Robyn played at The Rave in Milwaukee Saturday, Feb. 12 after canceling the previous three shows due to illness. The Swedish singer released her first material in 1997, and she has been rising in the music scene since the release of her self-titled album in 2005. In 2010, she released three albums, the critically acclaimed “Body Talk” series.
Singer Natalia Kills opened the show, clad in leather. She gave a high-energy performance of steamy pop songs, engaging the crowd all the while. The audience seemed to enjoy it, although the bar was still quite full.
After Kills was finished, I thought I saw Robyn come onstage to set up. After my brain finished processing who I saw, I realized that Robyn wasn’t six feet tall with a half-shaved head. The person I had mistaken for Robyn was Diamond Rings, a Canadian solo artist that specializes in ambiguity.
Rings’ show was more low-key than Kills’ or Robyn’s, but it complemented the music well. He played his breathy tunes in a variety of ways, and really embraced his act as a one-man band: He jumped between guitar, electronic percussion and solo vocal performance throughout his show. It was a good performance, just maybe a tad too long.
Then the crowd began the waiting game. As the clock ticked past 10:45 p.m., people began chanting for Robyn to come onstage. At 11 p.m., four men dressed in laboratory coats walked onstage and assumed their positions, two on drums and two on keyboards.
Robyn then emerged from the left side of the stage and slowly walked up to the mic. After making the crowd wait for almost an hour, she boldly declared: Robyn is here.
Robyn entered wearing patterned leggings, a half-cut shirt and platform Timberland boots, which made clear how comfortable she is in her own skin. She has a way of highlighting the physical strength of her body while also exuding a quintessentially feminine sexuality.
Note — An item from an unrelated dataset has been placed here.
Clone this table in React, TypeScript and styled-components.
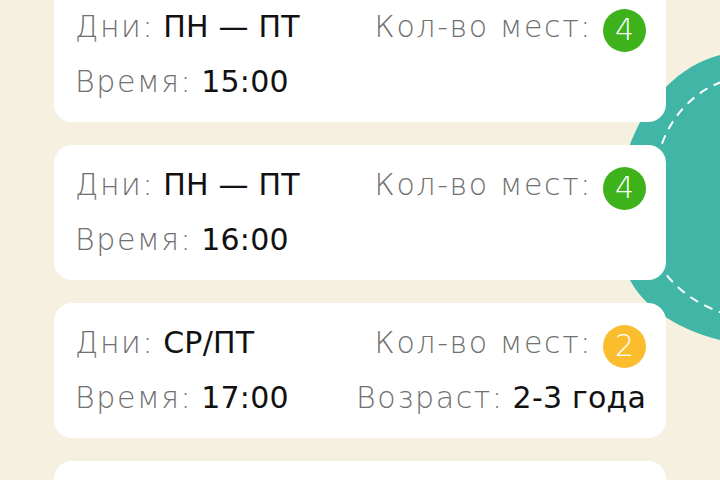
import React from 'react'
import styled, { createGlobalStyle } from 'styled-components'

const Global = createGlobalStyle`
  html, body {
    margin: 0;
    padding: 0;
    background: #f6f0e0;
    overflow: hidden;
  }
  body {
    font-family: 'DejaVu Sans', 'Noto Sans', sans-serif;
  }
`

const Page = styled.div`
  position: relative;
  width: 720px;
  height: 480px;
  overflow: hidden;
  background: #f6f0e0;
`

const Blob = styled.svg`
  position: absolute;
  left: 600px;
  top: 40px;
`

const List = styled.div`
  position: relative;
  display: flex;
  flex-direction: column;
  gap: 23px;
  width: 612px;
  margin: -13px 0 0 54px;
`

const Card = styled.div`
  box-sizing: border-box;
  height: 135px;
  padding: 21px 20px 0 21px;
  background: #fff;
  border-radius: 18px;
  display: grid;
  grid-template-columns: 1fr auto;
  grid-template-rows: 44px 44px;
  row-gap: 11px;
`

interface CellProps {
  right?: boolean
}

const Cell = styled.div<CellProps>`
  display: flex;
  align-items: center;
  justify-content: ${p => (p.right ? 'flex-end' : 'flex-start')};
  gap: 9px;
  font-size: 30px;
  line-height: 40px;
  white-space: nowrap;
`

const Label = styled.span`
  color: #707070;
  font-weight: 200;
  letter-spacing: 1.6px;
  margin-bottom: 6px;
`

const Value = styled.span`
  color: #111;
  font-weight: 400;
  letter-spacing: 0.2px;
  margin-bottom: 6px;
`

interface BadgeProps {
  tone: 'green' | 'yellow'
}

const Badge = styled.span<BadgeProps>`
  width: 43px;
  height: 43px;
  margin-left: 2px;
  border-radius: 50%;
  display: flex;
  align-items: center;
  justify-content: center;
  background: ${p => (p.tone === 'green' ? '#3db21b' : '#fbbd2e')};
  color: #fff;
  font-size: 30px;
  font-weight: 200;
  line-height: 1;
`

interface Slot {
  days: string
  time: string
  seats: number
  age?: string
}

const slots: Slot[] = [
  { days: 'ПН — ПТ', time: '15:00', seats: 4 },
  { days: 'ПН — ПТ', time: '16:00', seats: 4 },
  { days: 'СР/ПТ', time: '17:00', seats: 2, age: '2-3 года' },
  { days: 'ПН — ПТ', time: '18:00', seats: 4 },
]

const App: React.FC = () => (
  <Page>
    <Global />
    <Blob width="120" height="320" viewBox="600 40 120 320">
      <path
        d="M 720 55 C 680 65, 645 100, 628 150 C 615 195, 615 250, 630 280 C 645 310, 685 332, 720 340 L 730 340 L 730 55 Z"
        fill="#41b6a7"
      />
      <path
        d="M 722 82 C 697 90, 670 115, 660 150 C 650 190, 650 240, 662 268 C 675 290, 700 305, 722 313"
        fill="none"
        stroke="#fff"
        strokeWidth="2"
        strokeDasharray="9 7"
      />
    </Blob>
    <List>
      {slots.map((s, i) => (
        <Card key={i}>
          <Cell>
            <Label>Дни:</Label>
            <Value>{s.days}</Value>
          </Cell>
          <Cell right>
            <Label>Кол-во мест:</Label>
            <Badge tone={s.seats > 2 ? 'green' : 'yellow'}>{s.seats}</Badge>
          </Cell>
          <Cell>
            <Label>Время:</Label>
            <Value>{s.time}</Value>
          </Cell>
          <Cell right>
            {s.age && (
              <>
                <Label>Возраст:</Label>
                <Value>{s.age}</Value>
              </>
            )}
          </Cell>
        </Card>
      ))}
    </List>
  </Page>
)

export default App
She makes eye contact with everyone in the room and demands that you look at her.
The show opened with “Time Machine,” a song off her latest release, “Body Talk.” Throughout 2010, Robyn wrote and released music while on tour, constantly giving her new, relevant material to work with.
This formula proved effective, as all the new songs really shined at the show. Songs like “Call Your Girlfriend” and “Stars 4-Ever” were full of energy because they were freshly made within the past few months.
Robyn’s dancing also electrified her performance. She is not the pop artist of the Britney/Madonna brand who uses hyper-choreographed sets coupled with backing dancers. It’s all her, and it’s all in the moment. She clearly uses some moves as a base, but has a free-flowing style to her that is undeniably in the moment.
Her dancing goes from sharp and robotic, to fierce and tough, to downright sexy. Although she had cancelled the previous three shows due to illness, she kept her energy up the whole night.
Tearing through song after song, the show abruptly ended. Robyn and the band darted offstage after a fantastic performance of “Stars 4-Ever.” After playing the waiting game some more, the band came back onstage, one drummer without his shirt on, and got back to work. They played a four-song encore, including fan favorite “Dancehall Queen,” and left again.
As I began to exit the venue, I pulled aside a bearded man named Michael, who had been dancing like crazy the whole show, to ask him what he thought. He said he had been waiting to see Robyn since her single “Show Me Love” came out in 1997, and that she was far better than he was expecting.
After we said goodbye, Robyn came out for a second encore. She did a beautiful rendition of “Dancing Queen,” a nod to fellow Swedes ABBA, and closed with an acoustic version of “Show Me Love.”
Although Robyn’s style has changed significantly since that song came out, it shows how she embraces her past within her present, and I’m sure Michael was happy to hear that song he first enjoyed updated for the present.